Estaba de pie, abrazándose. Harper advirtió que temblaba.

—Vamos a esperar. Vamos a darnos un tiempo para ver si yo también tengo esta mierda —dijo él al fin—. Puede que en algún momento de las próximas ocho semanas volvamos a estar de acuerdo. Puede que en algún momento seas un poco menos egoísta.

Ella le había dicho que tenía que irse de la casa, aunque, en realidad, no había deseado que se fuera. Esperaba que se ofreciera a quedarse cerca, quizás a dormir en el sótano. Le daba miedo imaginarse sola con la infección, y quería contar con la calma y la seguridad de Jakob, aunque no pudiera contar con sus brazos.
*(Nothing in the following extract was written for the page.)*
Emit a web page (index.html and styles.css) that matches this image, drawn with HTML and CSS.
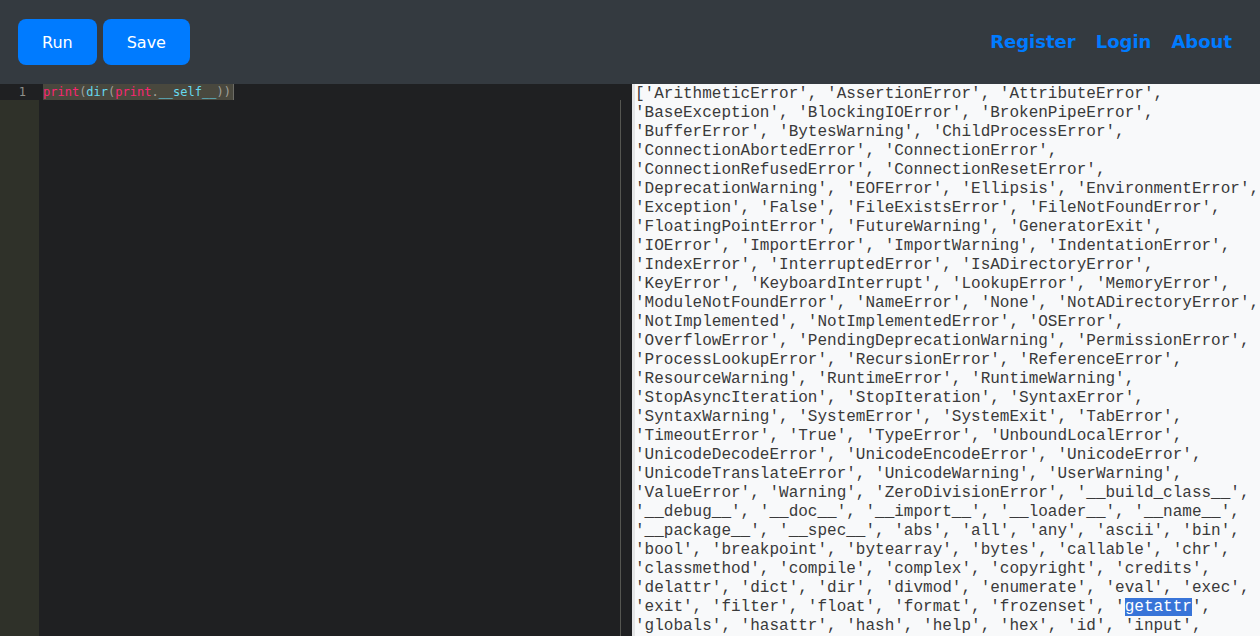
FILE: index.html
```html
<!DOCTYPE html>
<html lang="en">
<head>
    <meta charset="UTF-8">
    <title>Python Playground</title>
    <link rel="stylesheet" href="styles.css">
</head>
<body>
    <div class="navbar">
        <div class="actions">
            <button class="btn">Run</button>
            <button class="btn">Save</button>
        </div>
        <div class="links">
            <a href="#">Register</a>
            <a href="#">Login</a>
            <a href="#">About</a>
        </div>
    </div>

    <div class="workspace">
        <div class="editor">
            <div class="gutter">
                <div class="gutter-active">1</div>
            </div>
            <div class="code">
                <div class="code-line"><span class="sel"><span class="kw">print</span><span class="pn">(</span><span class="fn">dir</span><span class="pn">(</span><span class="kw">print</span><span class="pn">.</span><span class="fn">__self__</span><span class="pn">))</span></span><span class="cursor"></span></div>
                <div class="print-margin"></div>
            </div>
        </div>
<pre class="output">['ArithmeticError', 'AssertionError', 'AttributeError',
'BaseException', 'BlockingIOError', 'BrokenPipeError',
'BufferError', 'BytesWarning', 'ChildProcessError',
'ConnectionAbortedError', 'ConnectionError',
'ConnectionRefusedError', 'ConnectionResetError',
'DeprecationWarning', 'EOFError', 'Ellipsis', 'EnvironmentError',
'Exception', 'False', 'FileExistsError', 'FileNotFoundError',
'FloatingPointError', 'FutureWarning', 'GeneratorExit',
'IOError', 'ImportError', 'ImportWarning', 'IndentationError',
'IndexError', 'InterruptedError', 'IsADirectoryError',
'KeyError', 'KeyboardInterrupt', 'LookupError', 'MemoryError',
'ModuleNotFoundError', 'NameError', 'None', 'NotADirectoryError',
'NotImplemented', 'NotImplementedError', 'OSError',
'OverflowError', 'PendingDeprecationWarning', 'PermissionError',
'ProcessLookupError', 'RecursionError', 'ReferenceError',
'ResourceWarning', 'RuntimeError', 'RuntimeWarning',
'StopAsyncIteration', 'StopIteration', 'SyntaxError',
'SyntaxWarning', 'SystemError', 'SystemExit', 'TabError',
'TimeoutError', 'True', 'TypeError', 'UnboundLocalError',
'UnicodeDecodeError', 'UnicodeEncodeError', 'UnicodeError',
'UnicodeTranslateError', 'UnicodeWarning', 'UserWarning',
'ValueError', 'Warning', 'ZeroDivisionError', '__build_class__',
'__debug__', '__doc__', '__import__', '__loader__', '__name__',
'__package__', '__spec__', 'abs', 'all', 'any', 'ascii', 'bin',
'bool', 'breakpoint', 'bytearray', 'bytes', 'callable', 'chr',
'classmethod', 'compile', 'complex', 'copyright', 'credits',
'delattr', 'dict', 'dir', 'divmod', 'enumerate', 'eval', 'exec',
'exit', 'filter', 'float', 'format', 'frozenset', '<span class="hl">getattr</span>',
'globals', 'hasattr', 'hash', 'help', 'hex', 'id', 'input',</pre>
    </div>
</body>
</html>
```

FILE: styles.css
```css
html, body {
    height: 100%;
}

body {
    margin: 0;
    font-family: 'DejaVu Sans', sans-serif;
    background-color: #1f2022;
    overflow: hidden;
    display: flex;
    flex-direction: column;
}

.navbar {
    background-color: #343a40;
    height: 84px;
    flex: 0 0 84px;
    display: flex;
    justify-content: space-between;
    align-items: center;
    padding: 0 28px 0 18px;
}

.actions {
    display: flex;
    gap: 6px;
}

.btn {
    background-color: #007bff;
    color: #ffffff;
    border: none;
    border-radius: 8px;
    height: 46px;
    padding: 0 24px;
    font-family: 'DejaVu Sans', sans-serif;
    font-size: 16px;
    cursor: pointer;
}

.links {
    display: flex;
    gap: 20px;
    margin-top: -2px;
}

.links a {
    color: #007bff;
    font-weight: bold;
    font-size: 18px;
    text-decoration: none;
}

.workspace {
    flex: 1;
    display: flex;
    min-height: 0;
}

/* editor pane */
.editor {
    width: 632px;
    display: flex;
    background-color: #1f2022;
}

.gutter {
    width: 39px;
    background-color: #2f3129;
}

.gutter-active {
    height: 16px;
    background-color: #1f2022;
    color: #8f908a;
    font-family: 'DejaVu Sans Mono', monospace;
    font-size: 12px;
    line-height: 16px;
    text-align: right;
    padding-right: 13px;
}

.code {
    flex: 1;
    position: relative;
    padding-left: 4px;
}

.code-line {
    font-family: 'DejaVu Sans Mono', monospace;
    font-size: 12px;
    line-height: 16px;
    height: 16px;
    display: flex;
}

.sel {
    background-color: #49483e;
    padding-right: 2px;
}

.cursor {
    width: 1px;
    background-color: #6c6c66;
}

.kw { color: #f92672; }
.fn { color: #66d9ef; }
.pn { color: #a0a09a; }

.print-margin {
    position: absolute;
    left: 581px;
    top: 16px;
    bottom: 0;
    width: 1px;
    background-color: #555651;
}

/* output pane */
.output {
    flex: 1;
    margin: 0;
    background-color: #f8f9fa;
    border-left: 3px solid #e4e5e6;
    color: #3a3a3a;
    font-family: 'Liberation Mono', monospace;
    font-size: 16px;
    line-height: 19px;
    padding: 1px 0 0 0;
    overflow: hidden;
    white-space: pre;
}

.hl {
    background-color: #3874d8;
    color: #ffffff;
}
```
Sin embargo, algo había cambiado en los últimos sesenta segundos. Ahora estaba preparada para que se fuera. Le parecía que lo mejor para los dos era que se marchara y que ella disfrutase de una casa tranquila y oscura durante un tiempo (para pensar o para no pensar, para no moverse, para llorar o para lo que fuera que debiera hacer), libre del terror, el asco y el enfado de Jakob.

—Voy a ir en bicicleta hasta el Departamento para coger la llave de la caravana de Deepenau de su taquilla. Te llamaré por la tarde.

—No te preocupes si no respondo —contestó Harper—. Quizás apague el móvil para poder volver a la cama. —Entonces se rió, una risa amarga y triste—. Puede que cuando me despierte resulte que todo era una pesadilla.

—Sí. Ojalá, mivida. Aunque, si es una pesadilla, la estamos soñando los dos.

Esbozó una sonrisita nerviosa y, por un momento, volvió a ser su Jake, su viejo amigo.

Estaba de camino a la puerta cuando ella dijo:

—No se lo cuentes a nadie.

Él se detuvo con la mano en el pestillo y respondió:

—No, a nadie.

—No pienso ir a Concord. He oído muchas historias sobre esas instalaciones.

—Sí, que es un campo de exterminio.

—¿No te lo crees?

—Claro que me lo creo. Todos los que van allí están infectados con esta mierda. Todos van a morir. Así que por supuesto que es un campo de exterminio. Por definición. —Abrió la puerta que daba al día, abrasador y humeante—. No te enviaría allí, tú y yo estamos juntos en esto. No te entregaré a una agencia sin rostro. Lo manejaremos nosotros solos.

Harper pensó que pretendía tranquilizarla, pero, curiosamente, no funcionó.